What changed
Previously, interest rates on export credit in foreign currency were regulated by RBI. With effect from May 5, 2012, banks are now free to determine these rates themselves, as per the directive issued under Sections 21 and 35A of the Banking Regulation Act, 1949.
What it means for you
Banks gain full pricing freedom on foreign currency export loans, allowing them to compete more effectively and tailor rates to market conditions. This deregulation is expected to increase the flow of credit to exporters, as banks can offer more attractive terms. Lenders must now develop internal pricing models and risk assessment frameworks for these loans.
What you must do
- Update your bank's lending policy to reflect the new freedom to set interest rates on export credit in foreign currency.

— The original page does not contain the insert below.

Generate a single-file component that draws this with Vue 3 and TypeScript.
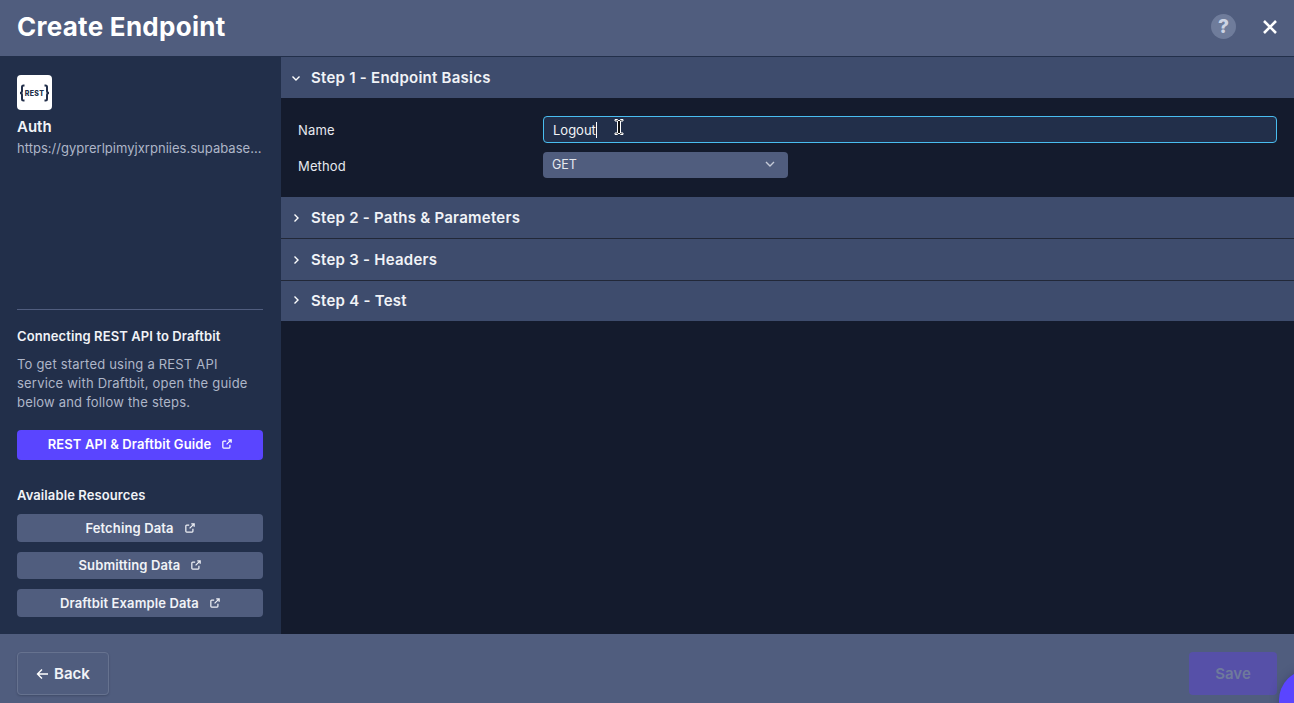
<script setup lang="ts">
const resources: string[] = ['Fetching Data', 'Submitting Data', 'Draftbit Example Data']
const closedSteps: string[] = ['Step 2 - Paths & Parameters', 'Step 3 - Headers', 'Step 4 - Test']
</script>

<template>
  <div class="page">
    <header class="top">
      <h1>Create Endpoint</h1>
      <div class="top-actions">
        <span class="help">?</span>
        <svg class="close" width="16" height="16" viewBox="0 0 16 16"><path d="M2 2l12 12M14 2L2 14" stroke="#fff" stroke-width="2.6" /></svg>
      </div>
    </header>
    <div class="middle">
      <aside class="side">
        <div class="logo">
          <svg width="31" height="18" viewBox="0 0 31 18">
            <path d="M5.500 1.500H4.500Q3 1.500 3 3V7Q3 9 1 9Q3 9 3 11V15Q3 16.500 4.500 16.500H5.500M25.500 1.500H26.500Q28 1.500 28 3V7Q28 9 30 9Q28 9 28 11V15Q28 16.500 26.500 16.500H25.500" fill="none" stroke="#222f4a" stroke-width="2" />
            <text x="15.500" y="11.700" text-anchor="middle" class="logo-text">REST</text>
          </svg>
        </div>
        <div class="name">Auth</div>
        <div class="url">https://gyprerlpimyjxrpniies.supabase...</div>
        <div class="spacer"></div>
        <div class="rule"></div>
        <div class="guide-title">Connecting REST API to Draftbit</div>
        <p class="guide-text">To get started using a REST API service with Draftbit, open the guide below and follow the steps.</p>
        <a class="btn primary">REST API &amp; Draftbit Guide
          <svg class="ext" width="10" height="10" viewBox="0 0 12 12"><path d="M9.500 7v3a1 1 0 0 1-1 1H2a1 1 0 0 1-1-1V3.500a1 1 0 0 1 1-1h3M7.500 1H11v3.500M11 1L5.500 6.500" fill="none" stroke="#fff" stroke-width="1.500" /></svg>
        </a>
        <div class="res-title">Available Resources</div>
        <div class="res-list">
          <a v-for="r in resources" :key="r" class="btn muted">{{ r }}
            <svg class="ext" width="10" height="10" viewBox="0 0 12 12"><path d="M9.500 7v3a1 1 0 0 1-1 1H2a1 1 0 0 1-1-1V3.500a1 1 0 0 1 1-1h3M7.500 1H11v3.500M11 1L5.500 6.500" fill="none" stroke="#eef0f5" stroke-width="1.500" /></svg>
          </a>
        </div>
      </aside>
      <main class="content">
        <div class="step first">
          <svg class="chev" width="10" height="10" viewBox="0 0 10 10"><path d="M1.500 3.500L5 7l3.500-3.500" fill="none" stroke="#fff" stroke-width="1.400" /></svg>
          <span>Step 1 - Endpoint Basics</span>
        </div>
        <div class="form">
          <label class="row-name">Name</label>
          <div class="input">Logout<i class="caret"></i></div>
          <label class="row-method">Method</label>
          <div class="select">GET
            <svg width="10" height="10" viewBox="0 0 10 10"><path d="M1 3l4 4 4-4" fill="none" stroke="#c5cbd8" stroke-width="1.400" /></svg>
          </div>
        </div>
        <div v-for="s in closedSteps" :key="s" class="step closed">
          <svg class="chev" width="10" height="10" viewBox="0 0 10 10"><path d="M3.500 1.500L7 5 3.500 8.500" fill="none" stroke="#fff" stroke-width="1.400" /></svg>
          <span>{{ s }}</span>
        </div>
      </main>
    </div>
    <footer class="bottom">
      <a class="back"><svg width="13" height="12" viewBox="0 0 13 12"><path d="M12 6H2M6 1.500L1.500 6 6 10.500" fill="none" stroke="#fff" stroke-width="1.400" /></svg>Back</a>
      <a class="save">Save</a>
      <span class="bubble"></span>
    </footer>
    <svg class="cursor" width="12" height="18" viewBox="0 0 12 18"><path d="M2 1.500h2.500L6 3l1.500-1.500H10V3H7.500v12H10v1.500H7.500L6 15l-1.500 1.500H2V15h2.500V3H2z" fill="#111" stroke="#fff" stroke-width="1" /></svg>
  </div>
</template>

<style>
html, body { margin: 0; background: #141b2d; }
</style>

<style scoped>
.page {
  position: relative;
  width: 1294px;
  height: 703px;
  overflow: hidden;
  display: flex;
  flex-direction: column;
  font-family: Inter, "Liberation Sans", sans-serif;
  color: #fff;
  background: #141b2d;
}
.top {
  height: 57px;
  flex: none;
  box-sizing: border-box;
  background: #505d7e;
  border-bottom: 1px solid #222f4a;
  display: flex;
  align-items: center;
  justify-content: space-between;
  padding: 0 16px 3px 17px;
}
h1 { margin: 0; font-size: 26px; font-weight: 700; line-height: 32px; letter-spacing: 0.27px; }
.top-actions { display: flex; align-items: center; gap: 26px; }
.help {
  width: 25px; height: 25px; border-radius: 50%;
  background: #6f7c9b; color: #ccd3e4;
  display: flex; align-items: center; justify-content: center;
  font-size: 19px; font-weight: 800;
}
.close { display: block; }
.middle { flex: 1; display: flex; min-height: 0; }
.side {
  width: 281px; flex: none; box-sizing: border-box;
  background: #222f4a;
  padding: 18px 18px 17px 17px;
  display: flex; flex-direction: column;
}
.logo {
  width: 35px; height: 35px; background: #fff; border-radius: 4px;
  display: flex; align-items: center; justify-content: center;
}
.logo-text { font-size: 7px; font-weight: 800; fill: #222f4a; font-family: Inter, sans-serif; letter-spacing: 0.3px; }
.name { margin-top: 7px; font-size: 15px; font-weight: 600; line-height: 20px; color: #f1f3f7; }
.url {
  margin-top: 2px; font-size: 13px; line-height: 18px; color: #aeb6c8;
  letter-spacing: 0.02px; white-space: nowrap;
}
.spacer { flex: 1; }
.rule { height: 1px; background: #505d7e; margin-bottom: 18px; }
.guide-title { font-size: 13px; font-weight: 600; line-height: 16px; color: #f1f3f7; letter-spacing: 0.1px; }
.guide-text { margin: 11px 0 18px; font-size: 13px; line-height: 19px; color: #aeb6c8; letter-spacing: 0.2px; }
.btn {
  display: flex; align-items: center; justify-content: center; gap: 11px;
  border-radius: 4px; font-size: 13px; font-weight: 600; color: #f1f3f7; letter-spacing: 0.12px;
  box-sizing: border-box; padding-bottom: 1px;
}
.primary { height: 30px; background: #5a45ff; color: #fff; padding-bottom: 2px; }
.res-title { margin-top: 27px; font-size: 13px; font-weight: 600; line-height: 16px; color: #f1f3f7; letter-spacing: 0.1px; }
.res-list { margin-top: 11px; display: flex; flex-direction: column; gap: 10px; }
.muted { height: 27.600px; background: #505d7e; }
.ext { flex: none; }
.content { flex: 1; min-width: 0; display: flex; flex-direction: column; }
.step {
  display: flex; align-items: center; box-sizing: border-box;
  background: #3e4c6d; padding-left: 10px; gap: 10px;
  font-size: 15px; font-weight: 600; color: #f1f3f7; letter-spacing: 0.25px;
}
.first { height: 41px; }
.closed { height: 42px; border-bottom: 1px solid #222838; }
.closed:last-child { height: 40px; border-bottom: 0; padding-bottom: 2px; }
.form {
  height: 99px; box-sizing: border-box;
  padding: 18px 17px 0;
  display: grid; grid-template-columns: 245px 1fr; grid-template-rows: 27px 26px; row-gap: 9px;
  font-size: 13px;
}
label { color: #e6e9ef; align-self: center; letter-spacing: 0.15px; }
.row-name { padding-top: 1px; }
.row-method { padding-top: 2px; }
.input {
  box-sizing: border-box; background: #222f4a;
  border: 1px solid #49bdf0; border-radius: 4px;
  display: flex; align-items: center; padding: 1px 9px 0;
  color: #f1f3f7;
}
.caret { display: block; width: 1px; height: 16px; background: #fff; }
.select {
  box-sizing: border-box; width: 245px; background: #505d7e; border-radius: 4px;
  display: flex; align-items: center; justify-content: space-between;
  padding: 0 13px 2px 9px; font-size: 12.500px; color: #e6e9ef;
}
.bottom {
  height: 69px; flex: none; box-sizing: border-box;
  background: #505d7e; position: relative;
  display: flex; align-items: flex-start; justify-content: space-between;
  padding: 18px 17px 0;
}
.back {
  box-sizing: border-box; width: 92px; height: 43px;
  border: 1px solid #66728f; border-radius: 4px;
  display: flex; align-items: center; justify-content: center; gap: 5px;
  font-size: 15px; font-weight: 600; color: #f1f3f7;
  box-shadow: 0 1px 2px rgba(20, 27, 45, 0.25);
}
.save {
  width: 88px; height: 43px; background: #5650a8; border-radius: 4px;
  display: flex; align-items: center; justify-content: center;
  font-size: 15px; font-weight: 600; color: #6f7a9c;
}
.bubble {
  position: absolute; left: 1279px; top: 36px; width: 60px; height: 60px;
  border-radius: 50%; background: #5a45ff;
  box-shadow: 0 0 10px rgba(40, 40, 90, 0.4);
}
.cursor { position: absolute; left: 613px; top: 118px; }
</style>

- Develop or revise internal pricing models for foreign currency export loans, considering market rates and risk factors.
- Train credit and treasury teams on the deregulated framework and its implications for pricing and risk management.
- Communicate the change to exporters and relationship managers to leverage the flexibility for business growth.
Who it affects
All scheduled commercial banks (excluding RRBs) offering export credit in foreign currency, Exporters availing foreign currency export credit, Bank treasury and credit departments
From when does this deregulation take effect?
The deregulation is effective from May 5, 2012, as per the RBI directive dated May 4, 2012.
Does this apply to all types of export credit?
This circular specifically applies to export credit denominated in foreign currency. Domestic currency export credit may be governed by separate regulations.
What legal authority does RBI use for this change?
RBI issued this directive under Sections 21 and 35A of the Banking Regulation Act, 1949, which empower it to regulate interest rates and ensure public interest.